On Wednesday morning, hundreds of thousands of California's children will wake up with something many of them have never had before: access to health insurance, thanks to Healthy Families, California's new children's health insurance plan.
California's effort to provide health insurance to more uninsured children was made possible last year when Congress passed and President Clinton signed the state Children's Health Insurance Program, the largest expansion of children's health coverage since the adoption of Medicaid in 1965. CHIP is a $4-billion-a-year national initiative for states to provide health insurance for uninsured children in low-wage working families. California is using the new CHIP funds to make insurance available to more than 400,000 children. It's a good start with the potential to help California achieve the goal of providing health insurance for all children.

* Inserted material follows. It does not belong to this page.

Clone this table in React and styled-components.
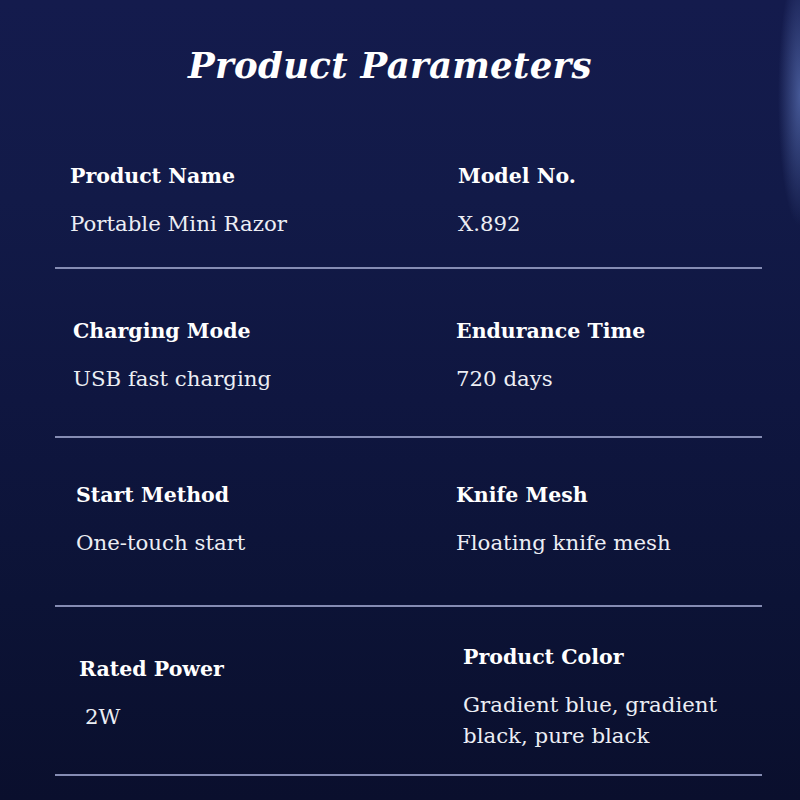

Healthy Families offers health coverage to children 18 and under whose family incomes are too high to qualify for Medi-Cal, but lower than $27,300 a year for a family of three, which is twice the federal poverty level. The state has already committed $21 million a year for the recruitment and enrollment of eligible children. Now the hard work of making sure that every child is enrolled begins.
Difficult challenges lie ahead. Healthy Families' success requires getting the word out to the families of more than 1 million uninsured children--11% of all children in the state--who are eligible for Healthy Families or Medi-Cal but are not enrolled.
It is especially vital to reach out to the vast number of eligible children in Southern California and in particular to the Latino children who represent most of those eligible for both Medi-Cal and Healthy Families. Success will require the hard and innovative work of community-based organizations, employers, faith-based organizations, schools and health agencies.
Even if these efforts are successful, there are obstacles to overcome:
* Applying for Healthy Families needs to be simpler. Unlike Connecticut, where the application packet and instructions are less than six pages, California's Healthy Families application is 28 pages long.
* Medi-Cal's quarterly registration process is a real burden. Children should be covered for a full year before families need to file more paperwork. Children in Healthy Families will receive a year of coverage; lower income children in Medi-Cal need the same sustained coverage. There also needs to be continuity and cohesion between the two programs so that children's coverage will not be interrupted.
* The program needs to be made more affordable. Healthy Families requires that families contribute a monthly premium and copayment for each doctor visit and prescription. A recent Children's Defense Fund report found California's program charges some of the highest premiums in the nation.
* Affordable health insurance needs to be made available to all uninsured children. More than one-third of California's currently uninsured children are ineligible for Medi-Cal or Healthy Families. One way to meet this goal is to expand the program to cover children whose families earn up to three times the poverty level, or $40,950 for a family of three, while requiring parents to pay what they can. Additional federal funds are available to extend coverage to these children. Another way is to provide incentives for employers and health insurance plans to ensure that all children obtain the coverage.
Our goal should be to become the first state to provide 100% of its uninsured children with the health coverage they need and deserve.